►
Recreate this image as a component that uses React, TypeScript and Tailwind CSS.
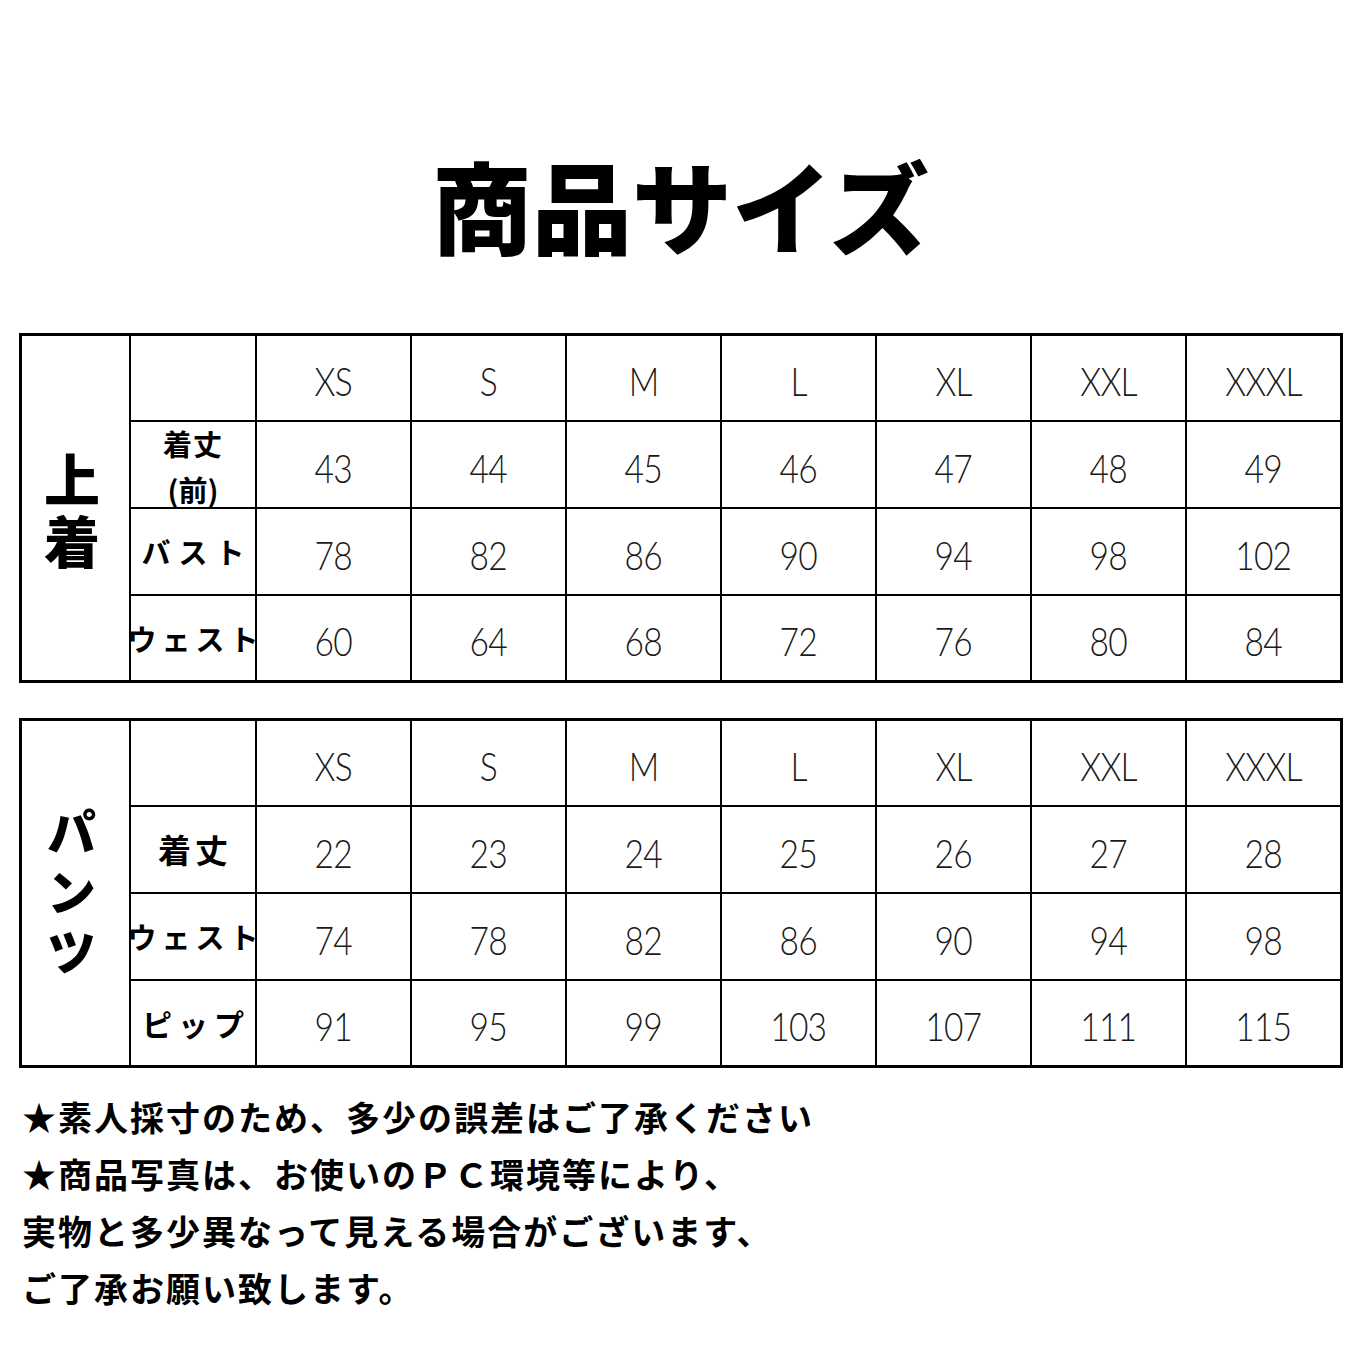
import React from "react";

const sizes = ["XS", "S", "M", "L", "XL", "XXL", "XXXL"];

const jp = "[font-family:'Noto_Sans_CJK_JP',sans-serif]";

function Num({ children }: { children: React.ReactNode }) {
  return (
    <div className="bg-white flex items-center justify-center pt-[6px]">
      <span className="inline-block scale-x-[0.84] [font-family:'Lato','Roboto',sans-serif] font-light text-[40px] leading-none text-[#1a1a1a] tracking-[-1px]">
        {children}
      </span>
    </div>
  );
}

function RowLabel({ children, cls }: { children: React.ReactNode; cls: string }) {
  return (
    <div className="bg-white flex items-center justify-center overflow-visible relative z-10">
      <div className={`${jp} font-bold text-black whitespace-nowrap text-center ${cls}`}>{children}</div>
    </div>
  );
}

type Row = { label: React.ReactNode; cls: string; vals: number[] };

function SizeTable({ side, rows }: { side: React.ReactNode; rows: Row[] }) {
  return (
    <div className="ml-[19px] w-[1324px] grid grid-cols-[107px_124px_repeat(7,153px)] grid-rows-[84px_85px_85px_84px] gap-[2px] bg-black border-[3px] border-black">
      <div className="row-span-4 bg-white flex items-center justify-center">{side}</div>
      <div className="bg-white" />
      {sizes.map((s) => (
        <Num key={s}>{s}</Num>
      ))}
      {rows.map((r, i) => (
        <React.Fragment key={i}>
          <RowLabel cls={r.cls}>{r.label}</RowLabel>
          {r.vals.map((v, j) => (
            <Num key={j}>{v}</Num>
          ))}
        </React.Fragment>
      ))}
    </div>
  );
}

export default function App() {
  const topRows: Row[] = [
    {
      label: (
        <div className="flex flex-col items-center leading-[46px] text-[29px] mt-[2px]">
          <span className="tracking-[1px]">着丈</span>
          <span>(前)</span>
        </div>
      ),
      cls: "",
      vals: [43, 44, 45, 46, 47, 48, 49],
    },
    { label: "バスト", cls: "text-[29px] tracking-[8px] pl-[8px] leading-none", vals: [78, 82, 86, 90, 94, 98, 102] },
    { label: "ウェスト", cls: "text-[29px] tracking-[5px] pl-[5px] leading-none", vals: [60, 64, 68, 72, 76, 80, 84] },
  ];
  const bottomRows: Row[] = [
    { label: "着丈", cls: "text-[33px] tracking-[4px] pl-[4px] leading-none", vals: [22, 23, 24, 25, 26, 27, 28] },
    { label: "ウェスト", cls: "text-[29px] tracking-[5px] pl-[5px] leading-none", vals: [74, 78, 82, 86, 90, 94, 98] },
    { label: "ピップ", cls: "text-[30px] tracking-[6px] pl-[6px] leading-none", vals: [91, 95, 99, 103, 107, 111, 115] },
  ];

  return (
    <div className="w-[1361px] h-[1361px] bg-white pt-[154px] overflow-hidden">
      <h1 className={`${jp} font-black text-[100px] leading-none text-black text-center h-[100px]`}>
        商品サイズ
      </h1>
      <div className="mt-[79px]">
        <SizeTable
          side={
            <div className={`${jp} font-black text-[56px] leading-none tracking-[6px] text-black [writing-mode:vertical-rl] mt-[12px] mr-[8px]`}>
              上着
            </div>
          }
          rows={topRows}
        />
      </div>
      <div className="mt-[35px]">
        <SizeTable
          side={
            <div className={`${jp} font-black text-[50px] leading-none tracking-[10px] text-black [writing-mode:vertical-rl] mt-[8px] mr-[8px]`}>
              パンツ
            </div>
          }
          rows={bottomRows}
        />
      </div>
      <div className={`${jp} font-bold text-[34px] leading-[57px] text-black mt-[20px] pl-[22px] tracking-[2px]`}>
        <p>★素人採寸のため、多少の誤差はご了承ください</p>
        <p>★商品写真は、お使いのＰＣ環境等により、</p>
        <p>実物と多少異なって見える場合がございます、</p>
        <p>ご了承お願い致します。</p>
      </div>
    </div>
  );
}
◄
►
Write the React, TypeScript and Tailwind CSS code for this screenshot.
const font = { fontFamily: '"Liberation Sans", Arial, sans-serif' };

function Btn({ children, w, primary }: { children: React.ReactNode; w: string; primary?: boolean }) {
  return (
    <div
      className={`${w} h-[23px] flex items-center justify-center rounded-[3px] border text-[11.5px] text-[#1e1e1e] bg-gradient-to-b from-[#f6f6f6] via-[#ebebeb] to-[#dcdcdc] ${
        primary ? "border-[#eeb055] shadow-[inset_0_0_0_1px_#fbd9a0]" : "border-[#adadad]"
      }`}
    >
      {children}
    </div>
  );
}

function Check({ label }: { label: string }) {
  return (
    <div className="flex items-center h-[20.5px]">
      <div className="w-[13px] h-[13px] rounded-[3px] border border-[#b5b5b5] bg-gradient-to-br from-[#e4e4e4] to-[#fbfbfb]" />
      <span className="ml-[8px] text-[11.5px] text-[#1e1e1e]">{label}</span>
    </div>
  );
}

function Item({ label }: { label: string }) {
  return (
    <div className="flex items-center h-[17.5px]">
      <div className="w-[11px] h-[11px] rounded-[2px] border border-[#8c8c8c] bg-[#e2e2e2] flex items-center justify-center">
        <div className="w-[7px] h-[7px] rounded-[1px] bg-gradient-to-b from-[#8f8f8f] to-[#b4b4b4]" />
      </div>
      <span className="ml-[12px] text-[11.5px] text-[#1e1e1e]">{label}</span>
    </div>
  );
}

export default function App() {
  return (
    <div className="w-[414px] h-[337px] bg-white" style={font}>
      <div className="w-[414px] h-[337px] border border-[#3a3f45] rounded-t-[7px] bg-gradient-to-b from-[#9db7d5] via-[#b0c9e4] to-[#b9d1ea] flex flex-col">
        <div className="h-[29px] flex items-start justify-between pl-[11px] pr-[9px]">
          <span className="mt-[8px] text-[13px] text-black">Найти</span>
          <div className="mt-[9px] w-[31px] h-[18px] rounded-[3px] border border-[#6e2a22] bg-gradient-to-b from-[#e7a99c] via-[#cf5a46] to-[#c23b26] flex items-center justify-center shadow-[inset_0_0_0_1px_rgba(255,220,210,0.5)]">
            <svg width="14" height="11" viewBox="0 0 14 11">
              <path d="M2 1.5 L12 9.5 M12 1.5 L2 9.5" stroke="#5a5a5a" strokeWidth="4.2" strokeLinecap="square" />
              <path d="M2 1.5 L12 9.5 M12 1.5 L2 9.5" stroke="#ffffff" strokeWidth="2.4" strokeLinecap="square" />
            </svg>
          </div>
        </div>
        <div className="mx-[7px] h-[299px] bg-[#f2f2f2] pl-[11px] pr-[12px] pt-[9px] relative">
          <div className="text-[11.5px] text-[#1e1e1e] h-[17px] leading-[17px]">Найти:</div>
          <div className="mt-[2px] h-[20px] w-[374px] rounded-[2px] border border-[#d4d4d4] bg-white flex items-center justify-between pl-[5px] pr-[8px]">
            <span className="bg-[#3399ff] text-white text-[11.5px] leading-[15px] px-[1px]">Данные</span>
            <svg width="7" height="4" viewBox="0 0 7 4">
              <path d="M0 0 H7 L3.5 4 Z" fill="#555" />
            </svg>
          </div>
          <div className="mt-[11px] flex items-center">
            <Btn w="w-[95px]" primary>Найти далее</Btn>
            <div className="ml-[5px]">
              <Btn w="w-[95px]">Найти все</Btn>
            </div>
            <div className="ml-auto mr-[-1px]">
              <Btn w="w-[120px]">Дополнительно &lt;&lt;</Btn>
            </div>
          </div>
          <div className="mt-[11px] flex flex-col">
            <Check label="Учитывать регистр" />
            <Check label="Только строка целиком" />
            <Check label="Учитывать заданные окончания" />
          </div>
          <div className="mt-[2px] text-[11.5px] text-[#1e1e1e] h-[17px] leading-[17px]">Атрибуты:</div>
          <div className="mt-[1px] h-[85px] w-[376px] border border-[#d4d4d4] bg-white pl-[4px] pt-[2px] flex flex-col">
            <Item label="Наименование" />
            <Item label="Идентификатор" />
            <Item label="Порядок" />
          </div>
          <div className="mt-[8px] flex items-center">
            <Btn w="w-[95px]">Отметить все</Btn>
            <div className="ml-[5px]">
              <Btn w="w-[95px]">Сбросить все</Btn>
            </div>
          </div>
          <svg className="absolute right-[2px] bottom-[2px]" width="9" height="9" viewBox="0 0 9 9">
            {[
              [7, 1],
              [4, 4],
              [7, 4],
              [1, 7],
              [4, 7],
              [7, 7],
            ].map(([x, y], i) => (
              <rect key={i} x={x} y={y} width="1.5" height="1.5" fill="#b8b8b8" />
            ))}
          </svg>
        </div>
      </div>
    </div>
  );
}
◄
• [What you should do]
Go back to the listing above and reproduce, exactly, the stretch from the line bearing "Recreate this image" through the line bearing "React.ReactNode; cls: string;", without its pictures.

• [Task result]
Recreate this image as a component that uses React, TypeScript and Tailwind CSS.
import React from "react";

const sizes = ["XS", "S", "M", "L", "XL", "XXL", "XXXL"];

const jp = "[font-family:'Noto_Sans_CJK_JP',sans-serif]";

function Num({ children }: { children: React.ReactNode }) {
  return (
    <div className="bg-white flex items-center justify-center pt-[6px]">
      <span className="inline-block scale-x-[0.84] [font-family:'Lato','Roboto',sans-serif] font-light text-[40px] leading-none text-[#1a1a1a] tracking-[-1px]">
        {children}
      </span>
    </div>
  );
}

function RowLabel({ children, cls }: { children: React.ReactNode; cls: string }) {
  return (
    <div className="bg-white flex items-center justify-center overflow-visible relative z-10">
      <div className={`${jp} font-bold text-black whitespace-nowrap text-center ${cls}`}>{children}</div>
    </div>
  );
}

type Row = { label: React.ReactNode; cls: string; vals: number[] };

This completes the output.